The farmer, John Nellist of Seamer, handed the bones and a flat white button that was found with them to the recently appointed police officer for Stokesley, Charles Gernon. Policing had become a professional matter, and Gernon, who was paid a yearly salary of £105 [1], had been appointed in place of the unpaid parish constables of the past.
It was quickly assumed that the skull was that of William Huntley, because of a protruding tooth in the lower jaw. The Stokesley surgeon Mr del Strother examined the bones, and identified them as those of a man who had probably died from violence as the skull was "broken in". He thought they might have lain in the ground some nine or ten years.
Two days after the bones were found, Police Officer Gernon went to Barnsley to interview Robert Goldsborough at his house. Goldsborough had remarried, and was living under his mother's maiden name of Towers, but evidently Gernon had no difficulty finding him.

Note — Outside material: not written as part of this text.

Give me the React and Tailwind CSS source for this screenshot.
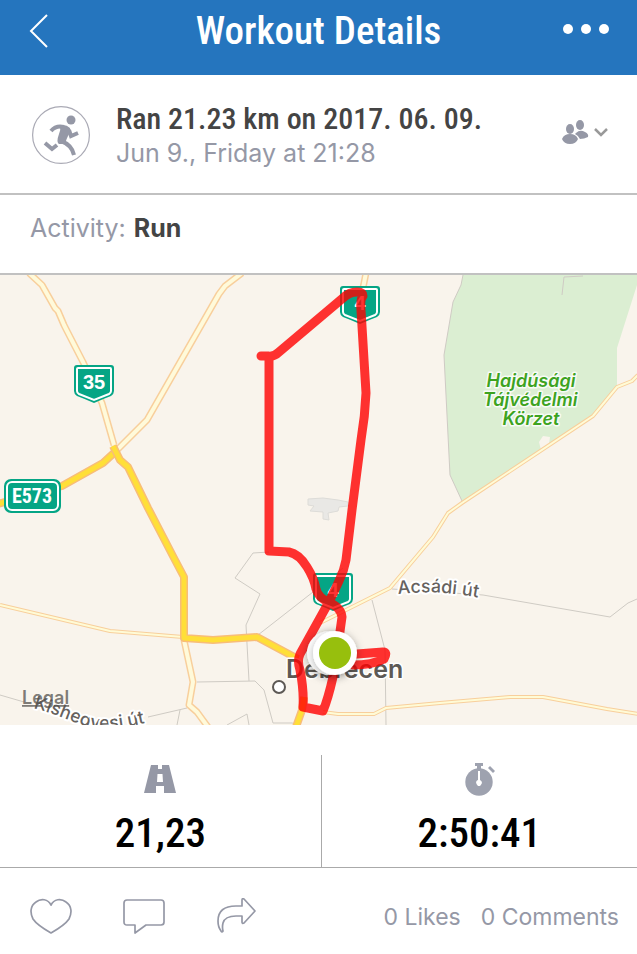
const sans = 'font-["Inter","Liberation_Sans",sans-serif]';
const narrow = 'font-["Roboto_Condensed","Liberation_Sans_Narrow","Arial_Narrow",sans-serif]';

const thinRoads = [
  "M0 330 L110 356 L183 362",
  "M320 348 L390 313 L433 262 L448 238 L462 228 L593 141 L617 112 L632 106 L638 100",
  "M323 437 L338 439 L374 439 L386 433 L440 428 L510 422 L543 422 L607 434 L638 439",
];
const paleRoads = [
  "M29 -2 L42 10 L55 33 L58 36 L64 50 L66 54 L83 87 L102 128 L114 170",
  "M242 -2 L225 11 L219 19 L147 145 L117 175",
  "M366 -2 L362 18",
  "M184 365 L193 407 L189 430 L197 437 L208 452",
];
const yellowRoads = [
  "M-2 229 L62 211 L103 188 L115 177",
  "M113 171 L120 185 L128 192 L148 233 L175 285 L184 302 L184 363 L213 365 L257 362 L298 384",
  "M304 422 L302 435 L296 452",
];
const boundaries = [
  "M269 277 L253 278 L235 303 L260 319 L246 350 L249 406",
  "M258 360 L313 317 L343 293",
  "M372 325 L385 375 L386 450",
  "M197 407 L255 406 L264 415 L273 448 L292 448 L300 450",
  "M227 450 L247 439 L249 450",
  "M0 420 L24 427",
  "M148 442 L187 433 M180 435 L177 450",
  "M392 314 L483 320 L610 342 L628 328 L637 324",
  "M463 0 L461 10 L453 27 L444 80 L450 200 L462 226",
  "M562 20 L564 2 L583 1",
];

function Road({ d, width, fill, edge }) {
  return (
    <g fill="none" strokeLinejoin="round">
      <path d={d} stroke={edge} strokeWidth={width} />
      <path d={d} stroke={fill} strokeWidth={width > 5 ? width - 3 : width - 2} />
    </g>
  );
}

function Shield({ x, y, label }) {
  return (
    <g transform={`translate(${x} ${y})`}>
      <path d="M3 0 H37 Q40 0 40 3 V26 Q40 29 37 31 Q29 34 20 38 Q11 34 3 31 Q0 29 0 26 V3 Q0 0 3 0Z" fill="#05a585" />
      <path d="M4 3 H36 Q37 3 37 4 V26 Q37 28 35 29 L20 35 L5 29 Q3 28 3 26 V4 Q3 3 4 3Z" fill="none" stroke="#fff" strokeWidth="2" />
      <text x="20" y="24" textAnchor="middle" fontSize="20" fontWeight="700" fill="#fff" fontFamily="Liberation Sans, sans-serif">{label}</text>
    </g>
  );
}

function RouteMap() {
  return (
    <svg viewBox="0 0 637 450" preserveAspectRatio="xMidYMid slice" className='block h-[450px] w-full bg-[#f9f4ec] font-["Inter",sans-serif]' role="img" aria-label="Route map">
      <defs>
        <filter id="pinShadow" x="-50%" y="-50%" width="200%" height="200%">
          <feDropShadow dx="0" dy="2" stdDeviation="4" floodColor="#000" floodOpacity="0.3" />
        </filter>
        <path id="kishegyesi" d="M33 433 C65 441 80 453 103 454 C125 454 140 448 164 445" />
        <path id="acsadi" d="M398 319 C430 316 450 317 486 324" />
      </defs>
      <rect width="637" height="450" fill="#f9f4ec" />
      <path d="M463 0 L461 10 L453 27 L444 80 L450 200 L462 226 L541 175 L539 167 L543 161 L550 162 L549 169 L593 141 L617 112 L617 73 L637 10 V0Z" fill="#dbeed2" />
      <path d="M308 224 L323 223 L338 225 L348 227 V231 L339 232 L338 236 L328 238 L329 245 L323 244 V237 L310 236 L314 231 L308 230Z" fill="#e9e8e5" stroke="#dddcd8" />
      {boundaries.map((d) => <path key={d} d={d} fill="none" stroke="#cfcbc4" />)}
      {thinRoads.map((d) => <Road key={d} d={d} width={4} fill="#fffbd6" edge="#f8cf9c" />)}
      {paleRoads.map((d) => <Road key={d} d={d} width={7} fill="#fffada" edge="#f8cf9c" />)}
      {yellowRoads.map((d) => <Road key={d} d={d} width={8} fill="#ffdf38" edge="#f8bd78" />)}

      <Shield x={340} y={11} label="4" />
      <Shield x={74} y={90} label="35" />
      <Shield x={313} y={298} label="4" />
      <rect x="4" y="204" width="57" height="34" rx="7" fill="#05a585" />
      <rect x="7" y="207" width="51" height="28" rx="5" fill="none" stroke="#fff" strokeWidth="2" />
      <text x="32" y="228" textAnchor="middle" fontSize="20" fontWeight="700" fill="#fff" className='font-["Roboto_Condensed","Liberation_Sans",sans-serif]'>E573</text>

      <g fill="#3da31f" stroke="#fff" strokeWidth="3" strokeOpacity="0.8" strokeLinejoin="round" paintOrder="stroke" fontSize="18" fontWeight="600" fontStyle="italic" textAnchor="middle">
        <text x="531" y="112">Hajdúsági</text>
        <text x="530" y="131">Tájvédelmi</text>
        <text x="531" y="150">Körzet</text>
      </g>
      <g fill="#66625e" stroke="#fff" strokeWidth="4" strokeLinejoin="round" paintOrder="stroke" fontSize="18" fontWeight="500">
        <text><textPath href="#acsadi">Acsádi út</textPath></text>
        <text><textPath href="#kishegyesi">Kishegyesi út</textPath></text>
      </g>
      <text x="22" y="429" fontSize="18" fontWeight="600" fill="#55534f" fillOpacity="0.75" textDecoration="underline">Legal</text>
      <text x="286" y="403" fontSize="25" fontWeight="600" fill="#5d5955" stroke="#fff" strokeWidth="3" strokeLinejoin="round" paintOrder="stroke">Debrecen</text>
      <circle cx="279" cy="412" r="6" fill="#fff" stroke="#5d5955" strokeWidth="2" />

      <path
        d="M261 81 L268 81 Q274 82 279 77 L343 23 Q349 17 357 17 Q363 17 363 21 Q360 24 361 35 L363 68 L366 118 Q365 142 361 165 L352 235 L346 285 Q344 296 339 306 L330 325 L300 379 Q297 386 300 395 Q304 415 303 432 L323 436 Q328 424 333 402 L334 378 M269 83 V276 L289 277 Q299 279 307 292 Q314 303 316 314 Q318 322 328 327 Q341 332 342 342 L337 378 L357 379 L383 377 Q388 377 384 384 Q372 390 353 390"
        fill="none" stroke="#ff0000" strokeOpacity="0.8" strokeWidth="9" strokeLinecap="round" strokeLinejoin="round"
      />
      <circle cx="329" cy="378" r="22" fill="#fff" filter="url(#pinShadow)" />
      <circle cx="335" cy="378" r="22" fill="#fff" filter="url(#pinShadow)" />
      <circle cx="335" cy="378" r="16" fill="#97bf0d" />
    </svg>
  );
}

function Runner() {
  return (
    <svg viewBox="0 0 58 58" className="size-[58px] shrink-0" aria-hidden="true">
      <circle cx="29" cy="29" r="28.4" fill="#fff" stroke="#aaaab5" strokeWidth="1.2" />
      <g fill="none" stroke="#9598a6" strokeLinejoin="round">
        <path d="M19 25 Q24 19 32 21" strokeWidth="4" />
        <path d="M37 24 L39 30 L46 27" strokeWidth="4" strokeLinejoin="miter" />
        <path d="M13 37 L20 43 L25 39" strokeWidth="4" strokeLinejoin="miter" />
        <path d="M29 35 Q40 39 42 49" strokeWidth="4" />
      </g>
      <path d="M26 20 Q33 17 38 22 Q39 25 36 30 Q33 36 34 38 L27 38 Q24 36 27 28 Q29 24 28 21Z" fill="#9598a6" />
      <circle cx="39" cy="14" r="4.5" fill="#9598a6" />
    </svg>
  );
}

export default function App() {
  return (
    <main className={`w-full bg-white ${sans}`}>
      <header className="grid h-[75px] grid-cols-[1fr_auto_1fr] items-start bg-[#2575be] px-7 text-white">
        <button type="button" aria-label="Back" className="mt-3 justify-self-start">
          <svg viewBox="0 0 22 38" className="h-[38px] w-[22px]" fill="none" stroke="currentColor" strokeWidth="2"><path d="M19 3 L3 19 L19 35" /></svg>
        </button>
        <h1 className={`mt-1 text-[39px] leading-[54px] font-medium ${narrow}`}>Workout Details</h1>
        <button type="button" aria-label="More options" className="mt-6 flex gap-2 justify-self-end">
          <span className="size-[10px] rounded-full bg-white" />
          <span className="size-[10px] rounded-full bg-white" />
          <span className="size-[10px] rounded-full bg-white" />
        </button>
      </header>

      <section className="flex h-[120px] items-center border-b-2 border-[#c1c1c1] pt-0.5 pr-7 pl-8">
        <Runner />
        <div className="ml-[26px] grow">
          <h2 className={`text-[30px] leading-[36px] font-medium whitespace-nowrap text-[#444] ${narrow}`}>Ran 21.23 km on 2017. 06. 09.</h2>
          <p className="text-[25px] leading-[32px] whitespace-nowrap text-[#9598a6]">Jun 9., Friday at 21:28</p>
        </div>
        <button type="button" aria-label="Shared with friends" className="mb-1.5 flex items-center">
          <svg viewBox="0 0 48 26" className="h-[26px] w-[48px]">
            <g fill="#9598a6">
              <ellipse cx="19" cy="6" rx="4" ry="5" />
              <path d="M15 14 Q19 10 24 13 Q28 15 27 18 Q23 20 19 20 Q18 17 14 15Z" />
              <ellipse cx="9" cy="10" rx="4" ry="5" />
              <path d="M1 20 Q3 15 9 15 Q15 15 17 20 Q15 25 9 25 Q3 25 1 20Z" />
            </g>
            <path d="M34 10 L40 16 L46 10" fill="none" stroke="#999" strokeWidth="2.5" />
          </svg>
        </button>
      </section>

      <dl className="flex h-20 gap-2 border-b-2 border-[#c1c1c1] px-[30px] pt-4 text-[25px] leading-[34px]">
        <dt className="text-[#9598a6]">Activity:</dt>
        <dd className="font-bold text-[#444]">Run</dd>
      </dl>

      <RouteMap />

      <section className="grid h-[143px] grid-cols-[51fr_50fr] border-b border-[#aaa] pt-[30px]">
        <div className="flex flex-col items-center border-r border-[#aaa] pt-2">
          <svg viewBox="0 0 32 32" className="size-8" aria-label="Distance">
            <path fillRule="evenodd" fill="#9598a6" d="M7 2 H14 V6 H18 V2 H25 L32 30 H20 V23 H12 V30 H0Z M13.5 11 L13 19 H19 L18.5 11Z" />
          </svg>
          <p className={`mt-3 text-[41px] leading-[52px] font-medium ${narrow}`}>21,23</p>
        </div>
        <div className="flex flex-col items-center pt-2">
          <svg viewBox="0 0 32 34" className="h-[34px] w-8" aria-label="Duration">
            <g fill="#9ea2af">
              <path d="M12 0 H20 V3 H18 V6 H14 V3 H12Z" /><path d="M27 3 L32 8 L30 10 L25 5Z" />
              <circle cx="16" cy="19" r="13.7" />
            </g>
            <path d="M15 8 H17 V17 Q19 18 19 20 Q18 22 17 23 H15 Q13 21 13 19 Q14 17 15 17Z" fill="#fff" />
          </svg>
          <p className={`mt-2.5 text-[41px] leading-[52px] font-medium ${narrow}`}>2:50:41</p>
        </div>
      </section>

      <footer className="flex h-[86px] items-center justify-between pt-3 pr-[18px] pl-[30px] text-[#9598a6]">
        <div className="flex items-center gap-[51px]">
          <button type="button" aria-label="Like">
            <svg viewBox="0 0 42 38" className="h-[38px] w-[42px]" fill="none" stroke="currentColor" strokeWidth="1.7" strokeLinejoin="round"><path d="M21 7 C18 1 11 0 6 4 C0 8 0 15 3 21 C7 27 14 31 21 35 C28 31 35 27 39 21 C42 15 42 8 36 4 C31 0 24 1 21 7Z" /></svg>
          </button>
          <button type="button" aria-label="Comment">
            <svg viewBox="0 0 42 38" className="h-[38px] w-[42px]" fill="none" stroke="currentColor" strokeWidth="1.7" strokeLinejoin="round"><path d="M4 2 H38 Q41 2 41 5 V24 Q41 27 38 27 H23 L12 35 V27 H4 Q1 27 1 24 V5 Q1 2 4 2Z" /></svg>
          </button>
          <button type="button" aria-label="Share">
            <svg viewBox="0 0 42 38" className="h-[38px] w-[42px]" fill="none" stroke="currentColor" strokeWidth="1.7" strokeLinejoin="round"><path d="M26 8 V2 Q26 0 28 1 L39 13 L28 25 Q26 26 26 24 V18 H20 Q9 18 7 25 Q6 29 7 33 Q6 35 5 33 Q2 29 2 23 Q2 8 20 8Z" /></svg>
          </button>
        </div>
        <div className="flex gap-5 text-[23px] leading-8 whitespace-nowrap">
          <a href="#likes">0 Likes</a>
          <a href="#comments">0 Comments</a>
        </div>
      </footer>
    </main>
  );
}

Gernon questioned him first about Huntley's watch and Goldsborough began to grow steadily more anxious – at which point Gernon produced a moment of high drama, as he later told the court:
I then put the skull on the table, and told him to look at it and see if it was not the remains of Wm Huntley. When he looked round he said – 'I'm innocent,' and then burst into tears. He seemed agitated, and said 'I’m innocent.' He also said they might swear his life away if they pleased, but he never had any clothes, or a watch, or anything else belonging to Huntley.Gernon did not, however, arrest Goldsborough. The magistrates put out notices offering a reward of £100 to anyone (except the perpetrator) who might give evidence. Search was also made for George Garbutt, who had gone poaching with Goldsborough and Huntley to Crathorne Woods on the last day that anyone remembered seeing William Huntley. Warrants were issued for Garbutt, but no trace of him was to be found.